===== Supplied material =====

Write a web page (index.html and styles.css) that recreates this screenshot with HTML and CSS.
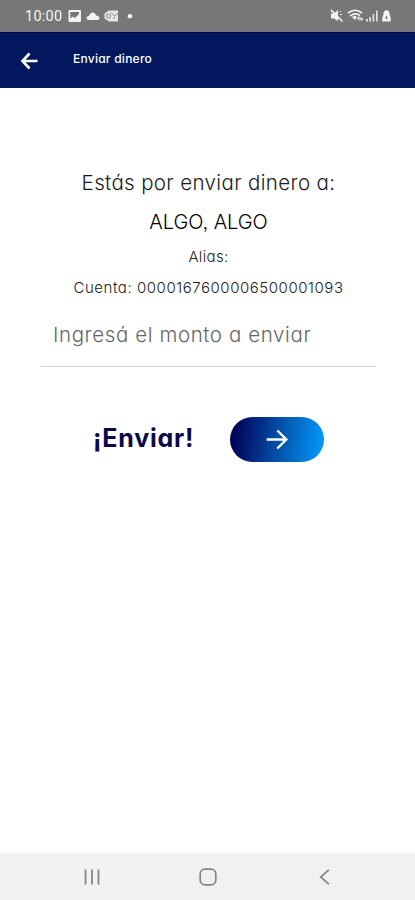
FILE: index.html
```html
<!DOCTYPE html>
<html lang="es">
<head>
<meta charset="utf-8">
<meta name="viewport" content="width=device-width, initial-scale=1">
<title>Enviar dinero</title>
<link rel="stylesheet" href="styles.css">
</head>
<body>
<div class="phone">
  <div class="status">
    <span class="clock">10:00</span>
    <svg class="notices" width="70" height="14" viewBox="0 0 70 14" fill="#f2f2f2">
      <path fill-rule="evenodd" d="M2.500 1H13Q14 1 14 2V12Q14 13 13 13H2.500Q1.500 13 1.500 12V2Q1.500 1 2.500 1ZM3.300 3V9.500L6 7.500L8 9L12 5V3Z"/>
      <path d="M22 11Q19.500 11 19.500 9Q19.500 7.200 22 7Q23.500 3 26.500 3.500Q28.500 4 29 6.500Q32.500 7 32.500 9.300Q32.500 11 30.500 11Z"/>
      <path d="M42 1.500H51V12.500H42L37.500 9.500V4.500Z" opacity=".9"/>
      <circle cx="41.500" cy="7" r="2" fill="none" stroke="#858585"/>
      <path d="M44 3.500L47.500 7L51 4.500M46 10L48 8" fill="none" stroke="#858585"/>
      <circle cx="63" cy="7.200" r="2.300"/>
    </svg>
    <svg class="signals" width="64" height="16" viewBox="0 0 64 16" fill="#f2f2f2">
      <path d="M2 5.500H5L9 2V13L5 10.500H2Z"/>
      <path d="M2 2L13.500 13.500" fill="none" stroke="#f2f2f2" stroke-width="1.700"/>
      <path d="M10.500 4L12 3M11 6.500H13"  stroke="#f2f2f2"/>
      <path d="M19 5Q26 -.5 33 5M21 8Q26 4 31 7.500" fill="none" stroke="#f2f2f2" stroke-width="1.600"/>
      <path d="M23 9Q25.500 7 28 9L26 12ZM28 10L30.500 8V13ZM31 9L34.500 11L32 13Z"/>
      <path d="M37 11H39V13.500H37ZM40.300 9H42V13.500H40.300ZM43.600 6H45.200V13.500H43.600ZM47 2.500H48.700V13.500H47Z" opacity=".85"/>
      <path fill-rule="evenodd" d="M55.500 3H56.500V2H58.500V3H59.500Q61 4 60.500 7Q62 8 61.800 13.500H53.200Q53 8 54.500 7Q54 4 55.500 3ZM57 8V9.500H56L57.500 11.500L59 9.500H58V8Z"/>
    </svg>
  </div>
  <header class="appbar">
    <svg width="18" height="18" viewBox="0 0 18 18" fill="none" stroke="#fff" stroke-width="2.600"><path d="M17.500 9H3M9.500 1.500L2.500 9L9.500 16.500"/></svg>
    <h1>Enviar dinero</h1>
  </header>
  <main class="content">
    <p class="lead">Estás por enviar dinero a:</p>
    <p class="name">ALGO, ALGO</p>
    <p class="alias">Alias:</p>
    <p class="account">Cuenta: 0000167600006500001093</p>
    <div class="amount"><span>Ingresá el monto a enviar</span></div>
    <div class="action">
      <span class="label">¡Enviar!</span>
      <button class="send" aria-label="Enviar">
        <svg width="22" height="22" viewBox="0 0 22 22" fill="none" stroke="#fff" stroke-width="2.400"><path d="M.7 10.500H20M11.300 1.500L20.300 10.500L11.300 19.500"/></svg>
      </button>
    </div>
  </main>
  <nav class="navbar">
    <svg width="18" height="18" viewBox="0 0 18 18" stroke="#858585" stroke-width="1.800"><path d="M2.500 1.500V16.500M9 1.500V16.500M15.500 1.500V16.500"/></svg>
    <svg width="18" height="18" viewBox="0 0 18 18" fill="none" stroke="#858585" stroke-width="1.700"><rect x="1.200" y="1.200" width="15.600" height="15.600" rx="4.800"/></svg>
    <svg width="18" height="18" viewBox="0 0 18 18" fill="none" stroke="#858585" stroke-width="1.700"><path d="M13.800 1.800L5.700 9L13.800 16.200"/></svg>
  </nav>
</div>
</body>
</html>
```
FILE: styles.css
```css
* { box-sizing: border-box; }
body {
  margin: 0;
  background: #fff;
  font-family: Inter, "Open Sans", sans-serif;
  font-feature-settings: "cv11", "ss03";
}
p, h1 { margin: 0; white-space: nowrap; }
svg { display: block; flex: none; }
.phone { display: flex; flex-direction: column; height: 900px; }
.status {
  display: flex;
  align-items: center;
  height: 32px;
  padding: 0 22px 0 25px;
  background: #777;
}
.clock {
  width: 42px;
  padding-top: 1px;
  font: 14.5px/32px Roboto, sans-serif;
  letter-spacing: .25px;
  color: #f5f5f5;
}
.signals { margin-left: auto; }
.appbar {
  display: flex;
  align-items: center;
  height: 56px;
  padding: 1px 20px 0;
  background: #02175e;
  border-top: 1px solid #020052;
  color: #fff;
}
.appbar h1 {
  margin: -5px 0 0 35px;
  font-size: 12px;
  line-height: 20px;
  font-weight: 500;
  letter-spacing: .25px;
}
.content {
  flex: 1;
  display: flex;
  flex-direction: column;
  align-items: center;
  padding: 79px 39px 0 41px;
}
.lead { font-size: 20.5px; line-height: 32px; font-weight: 300; color: #1a1a1a; letter-spacing: .36px; }
.name { margin-top: 7px; font-size: 20px; line-height: 32px; font-weight: 300; color: #000; letter-spacing: -.05px; }
.alias { margin-top: 7px; font-size: 15px; line-height: 24px; font-weight: 300; color: #222; letter-spacing: .35px; }
.account { margin-top: 7px; font-size: 15px; line-height: 24px; font-weight: 300; color: #222; letter-spacing: .55px; }
.amount {
  align-self: stretch;
  height: 67px;
  padding: 19px 0 0 12px;
  border-bottom: 1px solid #d4d4d4;
  font-size: 20.5px;
  line-height: 32px;
  font-weight: 300;
  letter-spacing: .6px;
  color: #666;
  white-space: nowrap;
}
.action {
  align-self: stretch;
  display: flex;
  align-items: center;
  margin-top: 50px;
  padding-left: 52px;
}
.label {
  width: 137px;
  margin-top: -4px;
  font-size: 25px;
  line-height: 36px;
  font-weight: 700;
  letter-spacing: .8px;
  color: #0b0847;
}
.send {
  display: grid;
  place-items: center;
  width: 94px;
  height: 45px;
  padding: 0;
  border: 0;
  border-radius: 23px;
  background: linear-gradient(97deg, #02065b 8%, #0256ae 55%, #0295f5 95%);
}
.navbar {
  display: flex;
  justify-content: space-between;
  align-items: center;
  height: 47px;
  padding: 0 82px 0 83px;
  background: #f1f1f1;
}
```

=====

--- Aim ---
Among the lines of the material above, how many include the string "index"? Report only that number.

--- The solution ---
2